Editor and publisher Ruth Cavin died Sunday in White Plains, N.Y., after a short illness. She was 92. For the past 22 years, Cavin was associate publisher of Thomas Dunne Books, where she acquired and edited some 900 books, mostly mysteries. Among the writers whose first novels Cavin published are Laurie King, Charles Todd, Steve Hamilton, Donna Andrews, and Julia Spencer-Fleming.

Cavin graduated from the Carnegie Institute of Technology (now Carnegie Mellon) and married Bram Cavin, who also worked in publishing, primarily at Doubleday (he died last year). In the 1960s and ’70s, Cavin wrote or ghosted more than a dozen books, including children’s titles, cookbooks, and travel guides. She joined Two Continents Publishing as publicity director in the early 1970s. When that company was sold, she went to work at Walker and Company. It was then, at age 61, that she started her career as an editor.

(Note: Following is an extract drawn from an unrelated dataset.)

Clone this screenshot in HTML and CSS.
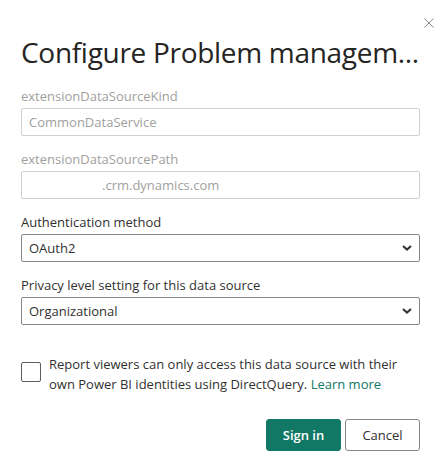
FILE: index.html
```html
<!DOCTYPE html>
<html>
<head>
<meta charset="utf-8">
<link rel="stylesheet" href="styles.css">
</head>
<body>
<div class="dialog">
  <button class="close" aria-label="Close">
    <svg width="10" height="10" viewBox="0 0 10 10"><path d="M0.5 0.5L9.5 9.5M9.5 0.5L0.5 9.5" stroke="#8a8886" stroke-width="1" fill="none"/></svg>
  </button>
  <h1 class="title">Configure Problem managem...</h1>

  <div class="field">
    <div class="label muted">extensionDataSourceKind</div>
    <div class="input disabled">CommonDataService</div>
  </div>
  <div class="field">
    <div class="label muted">extensionDataSourcePath</div>
    <div class="input disabled"><span class="redacted"></span>.crm.dynamics.com</div>
  </div>
  <div class="field">
    <div class="label">Authentication method</div>
    <div class="select">
      <span>OAuth2</span>
      <svg class="chev" width="10" height="6" viewBox="0 0 10 6"><path d="M1 1L5 4.6L9 1" stroke="#323130" stroke-width="2" fill="none"/></svg>
    </div>
  </div>
  <div class="field">
    <div class="label">Privacy level setting for this data source</div>
    <div class="select">
      <span>Organizational</span>
      <svg class="chev" width="10" height="6" viewBox="0 0 10 6"><path d="M1 1L5 4.6L9 1" stroke="#323130" stroke-width="2" fill="none"/></svg>
    </div>
  </div>

  <div class="check-row">
    <span class="checkbox"></span>
    <p class="check-text">Report viewers can only access this data source with their own Power BI identities using DirectQuery. <a class="link" href="#">Learn more</a></p>
  </div>

  <div class="actions">
    <button class="btn primary">Sign in</button>
    <button class="btn secondary">Cancel</button>
  </div>
</div>
</body>
</html>
```
FILE: styles.css
```css
* { box-sizing: border-box; }
html, body { margin: 0; padding: 0; background: #ffffff; }
body {
  font-family: "Open Sans", "Noto Sans", sans-serif;
  color: #323130;
}
.dialog {
  position: relative;
  width: 444px;
  height: 471px;
  padding: 0 24px 0 21px;
}
.close {
  position: absolute;
  top: 18px;
  right: 10px;
  width: 10px;
  height: 10px;
  padding: 0;
  border: none;
  background: transparent;
  display: flex;
}
.title {
  margin: 0;
  padding: 32px 0 0 0;
  font-size: 28px;
  font-weight: 400;
  letter-spacing: -0.3px;
  line-height: 40px;
  height: 86px;
  color: #252423;
  white-space: nowrap;
}
.field {
  display: flex;
  flex-direction: column;
  gap: 2px;
  margin-bottom: 13px;
}
.label {
  font-size: 13px;
  line-height: 20px;
  height: 20px;
  color: #323130;
}
.label.muted { color: #a19f9d; }
.input, .select {
  height: 28px;
  border-radius: 2px;
  font-size: 13px;
  line-height: 26px;
  padding: 0 7px;
  white-space: nowrap;
}
.input.disabled {
  border: 1px solid #d2d0ce;
  color: #a19f9d;
}
.redacted {
  display: inline-block;
  width: 73px;
}
.select {
  border: 1px solid #8a8886;
  display: flex;
  align-items: center;
  justify-content: space-between;
  color: #323130;
}
.check-row {
  display: flex;
  gap: 8px;
  margin-top: 29px;
  align-items: flex-start;
}
.checkbox {
  flex: none;
  width: 20px;
  height: 20px;
  margin-top: 8px;
  border: 1px solid #605e5c;
  border-radius: 2px;
}
.check-text {
  margin: 0;
  font-size: 13px;
  line-height: 20px;
  color: #323130;
}
.link {
  color: #117865;
  text-decoration: none;
}
.actions {
  display: flex;
  justify-content: flex-end;
  gap: 4px;
  margin-top: 25px;
}
.btn {
  height: 32px;
  width: 75px;
  border-radius: 3px;
  font-family: "Open Sans", "Noto Sans", sans-serif;
  font-size: 13px;
  padding: 0;
}
.primary {
  background: #117865;
  border: 1px solid #117865;
  color: #ffffff;
  font-weight: 600;
}
.secondary {
  background: #ffffff;
  border: 1px solid #8a8886;
  color: #323130;
  font-weight: 400;
}
```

She joined Thomas Dunne around 1980, where she worked until just three weeks before her death.

Known as “The First Lady of Mysteries,” Cavin won numerous awards, including the Mystery Writers of America’s Ellery Queen Award, and the Poirot Award. She also published a variety of nonfiction titles, including the recent Artisan Bread in Five Minutes a Day, which sold over 200,000 hardcover copies in its first two years.